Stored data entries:
■ ■ ■ ■ ■ ■ ■

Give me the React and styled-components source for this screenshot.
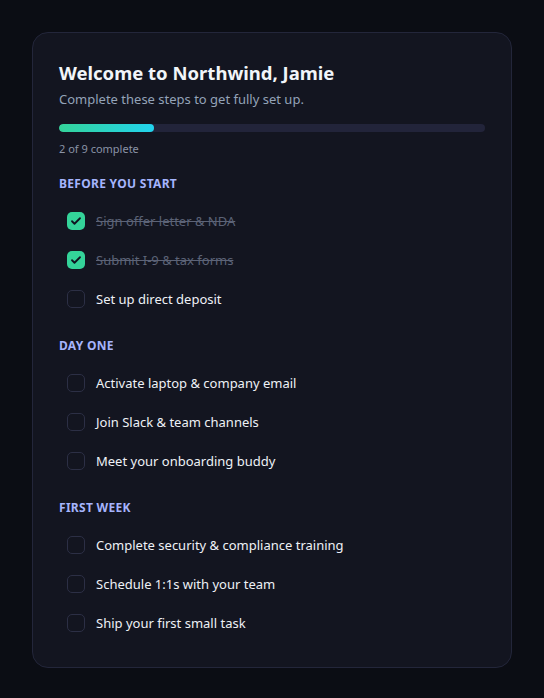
import React from "react";
import styled, { createGlobalStyle } from "styled-components";

const Global = createGlobalStyle`
  html, body { margin: 0; padding: 0; background: #0b0d14; }
  body { font-family: "Noto Sans", "Open Sans", sans-serif; -webkit-font-smoothing: antialiased; }
  * { box-sizing: border-box; }
`;

const Page = styled.div`
  min-height: 698px;
  padding: 32px;
  background: #0b0d14;
`;

const Card = styled.div`
  width: 480px;
  background: #131520;
  border: 1px solid #23263a;
  border-radius: 16px;
  padding: 27px 26px 25px;
`;

const Title = styled.h1`
  margin: 0;
  font-size: 18.5px;
  line-height: 26px;
  font-weight: 700;
  color: #f1f5f9;
`;

const Subtitle = styled.p`
  margin: 4px 0 0;
  font-size: 13px;
  line-height: 18px;
  color: #94a3b8;
`;

const Track = styled.div`
  margin-top: 16px;
  height: 8px;
  border-radius: 4px;
  background: #22243a;
  overflow: hidden;
`;

const Fill = styled.div`
  height: 100%;
  border-radius: 4px;
  background: linear-gradient(90deg, #34d399, #22d3ee);
`;

const Count = styled.div`
  margin-top: 9px;
  font-size: 11px;
  line-height: 16px;
  color: #8a93a6;
`;

const Sections = styled.div`
  margin-top: 19px;
  display: flex;
  flex-direction: column;
  gap: 20px;
`;

const SectionTitle = styled.h2`
  margin: 0 0 9px;
  font-size: 12px;
  line-height: 16px;
  font-weight: 700;
  letter-spacing: 0.3px;
  text-transform: uppercase;
  color: #a5b4fc;
`;

const List = styled.ul`
  list-style: none;
  margin: 0;
  padding: 0 0 0 8px;
  display: flex;
  flex-direction: column;
`;

const Item = styled.li`
  display: flex;
  align-items: center;
  gap: 11px;
  height: 39px;
`;

const Box = styled.span`
  flex: none;
  width: 18px;
  height: 18px;
  border-radius: 5px;
  display: flex;
  align-items: center;
  justify-content: center;
  background: ${(p) => (p.$done ? "#34d399" : "transparent")};
  border: ${(p) => (p.$done ? "none" : "1.5px solid #2c2f45")};
`;

const Label = styled.span`
  font-size: 13px;
  line-height: 18px;
  color: ${(p) => (p.$done ? "#5c6377" : "#eef1f6")};
  text-decoration: ${(p) => (p.$done ? "line-through" : "none")};
`;

const sections = [
  {
    title: "Before you start",
    items: [
      { label: "Sign offer letter & NDA", done: true },
      { label: "Submit I-9 & tax forms", done: true },
      { label: "Set up direct deposit", done: false },
    ],
  },
  {
    title: "Day one",
    items: [
      { label: "Activate laptop & company email" },
      { label: "Join Slack & team channels" },
      { label: "Meet your onboarding buddy" },
    ],
  },
  {
    title: "First week",
    items: [
      { label: "Complete security & compliance training" },
      { label: "Schedule 1:1s with your team" },
      { label: "Ship your first small task" },
    ],
  },
];

const Check = () => (
  <svg width="12" height="12" viewBox="0 0 24 24" fill="none" stroke="#0f1420" strokeWidth="3.6" strokeLinecap="round" strokeLinejoin="round">
    <path d="M4 12.5l5 5L20 6.5" />
  </svg>
);

export default function App() {
  const total = sections.reduce((n, s) => n + s.items.length, 0);
  const done = sections.reduce((n, s) => n + s.items.filter((i) => i.done).length, 0);
  return (
    <>
      <Global />
      <Page>
        <Card>
          <Title>Welcome to Northwind, Jamie</Title>
          <Subtitle>Complete these steps to get fully set up.</Subtitle>
          <Track>
            <Fill style={{ width: `${(done / total) * 100}%` }} />
          </Track>
          <Count>
            {done} of {total} complete
          </Count>
          <Sections>
            {sections.map((s) => (
              <section key={s.title}>
                <SectionTitle>{s.title}</SectionTitle>
                <List>
                  {s.items.map((it) => (
                    <Item key={it.label}>
                      <Box $done={it.done}>{it.done && <Check />}</Box>
                      <Label $done={it.done}>{it.label}</Label>
                    </Item>
                  ))}
                </List>
              </section>
            ))}
          </Sections>
        </Card>
      </Page>
    </>
  );
}
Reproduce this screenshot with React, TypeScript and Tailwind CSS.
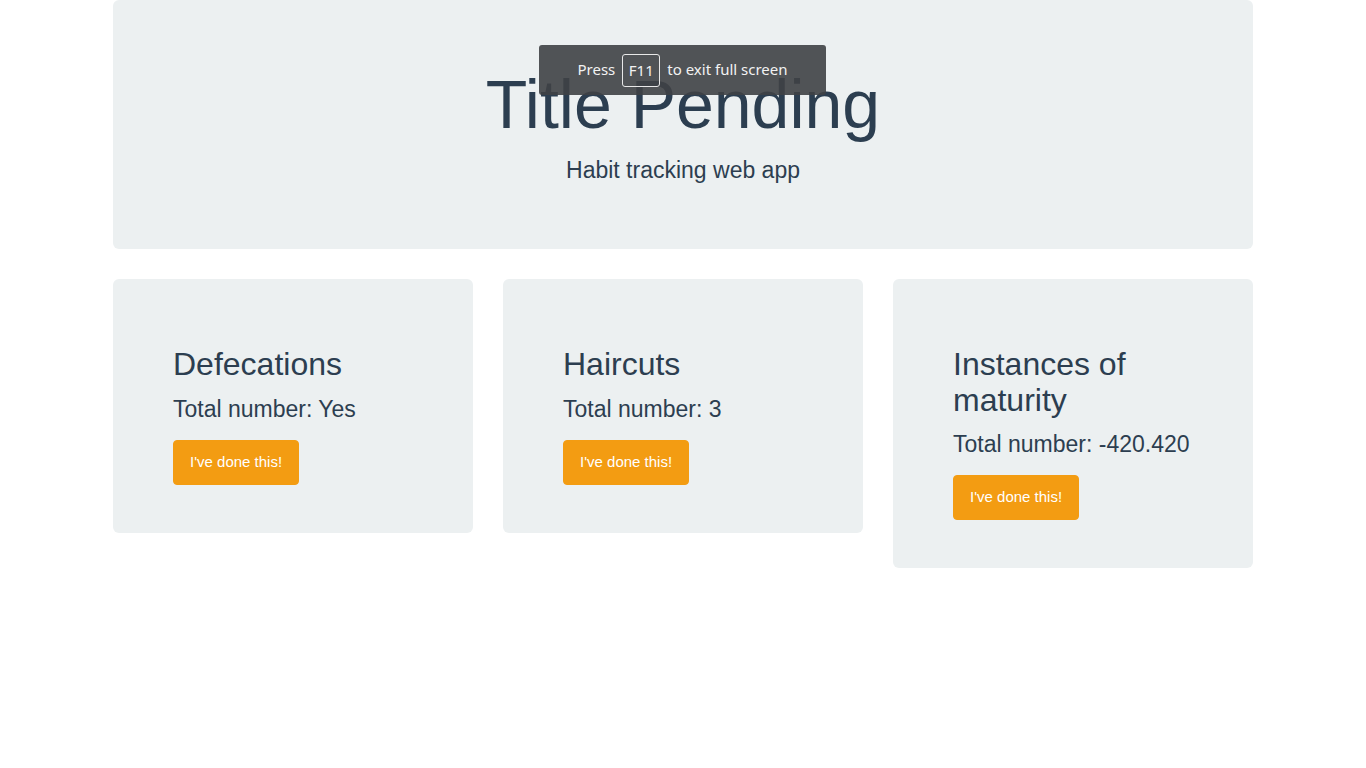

■ ■ ■ ■ ■ ■ ■

▶ _Exercise directions_: Copy the entries exactly. Leave out the images.

▶ _In response_:
Give me the React and styled-components source for this screenshot.
import React from "react";
import styled, { createGlobalStyle } from "styled-components";

const Global = createGlobalStyle`
  html, body { margin: 0; padding: 0; background: #0b0d14; }
  body { font-family: "Noto Sans", "Open Sans", sans-serif; -webkit-font-smoothing: antialiased; }
  * { box-sizing: border-box; }
`;

const Page = styled.div`
  min-height: 698px;
  padding: 32px;
  background: #0b0d14;
`;

const Card = styled.div`
  width: 480px;
  background: #131520;
  border: 1px solid #23263a;
  border-radius: 16px;
  padding: 27px 26px 25px;
`;

const Title = styled.h1`
  margin: 0;
  font-size: 18.5px;
  line-height: 26px;
  font-weight: 700;
  color: #f1f5f9;
`;

const Subtitle = styled.p`
  margin: 4px 0 0;
  font-size: 13px;
  line-height: 18px;
  color: #94a3b8;
`;

const Track = styled.div`
  margin-top: 16px;
  height: 8px;
  border-radius: 4px;
  background: #22243a;
  overflow: hidden;
`;

const Fill = styled.div`
  height: 100%;
  border-radius: 4px;
  background: linear-gradient(90deg, #34d399, #22d3ee);
`;

const Count = styled.div`
  margin-top: 9px;
  font-size: 11px;
  line-height: 16px;
  color: #8a93a6;
`;

const Sections = styled.div`
  margin-top: 19px;
  display: flex;
  flex-direction: column;
  gap: 20px;
`;

const SectionTitle = styled.h2`
  margin: 0 0 9px;
  font-size: 12px;
  line-height: 16px;
  font-weight: 700;
  letter-spacing: 0.3px;
  text-transform: uppercase;
  color: #a5b4fc;
`;

const List = styled.ul`
  list-style: none;
  margin: 0;
  padding: 0 0 0 8px;
  display: flex;
  flex-direction: column;
`;

const Item = styled.li`
  display: flex;
  align-items: center;
  gap: 11px;
  height: 39px;
`;

const Box = styled.span`
  flex: none;
  width: 18px;
  height: 18px;
  border-radius: 5px;
  display: flex;
  align-items: center;
  justify-content: center;
  background: ${(p) => (p.$done ? "#34d399" : "transparent")};
  border: ${(p) => (p.$done ? "none" : "1.5px solid #2c2f45")};
`;

const Label = styled.span`
  font-size: 13px;
  line-height: 18px;
  color: ${(p) => (p.$done ? "#5c6377" : "#eef1f6")};
  text-decoration: ${(p) => (p.$done ? "line-through" : "none")};
`;

const sections = [
  {
    title: "Before you start",
    items: [
      { label: "Sign offer letter & NDA", done: true },
      { label: "Submit I-9 & tax forms", done: true },
      { label: "Set up direct deposit", done: false },
    ],
  },
  {
    title: "Day one",
    items: [
      { label: "Activate laptop & company email" },
      { label: "Join Slack & team channels" },
      { label: "Meet your onboarding buddy" },
    ],
  },
  {
    title: "First week",
    items: [
      { label: "Complete security & compliance training" },
      { label: "Schedule 1:1s with your team" },
      { label: "Ship your first small task" },
    ],
  },
];

const Check = () => (
  <svg width="12" height="12" viewBox="0 0 24 24" fill="none" stroke="#0f1420" strokeWidth="3.6" strokeLinecap="round" strokeLinejoin="round">
    <path d="M4 12.5l5 5L20 6.5" />
  </svg>
);

export default function App() {
  const total = sections.reduce((n, s) => n + s.items.length, 0);
  const done = sections.reduce((n, s) => n + s.items.filter((i) => i.done).length, 0);
  return (
    <>
      <Global />
      <Page>
        <Card>
          <Title>Welcome to Northwind, Jamie</Title>
          <Subtitle>Complete these steps to get fully set up.</Subtitle>
          <Track>
            <Fill style={{ width: `${(done / total) * 100}%` }} />
          </Track>
          <Count>
            {done} of {total} complete
          </Count>
          <Sections>
            {sections.map((s) => (
              <section key={s.title}>
                <SectionTitle>{s.title}</SectionTitle>
                <List>
                  {s.items.map((it) => (
                    <Item key={it.label}>
                      <Box $done={it.done}>{it.done && <Check />}</Box>
                      <Label $done={it.done}>{it.label}</Label>
                    </Item>
                  ))}
                </List>
              </section>
            ))}
          </Sections>
        </Card>
      </Page>
    </>
  );
}
Reproduce this screenshot with React, TypeScript and Tailwind CSS.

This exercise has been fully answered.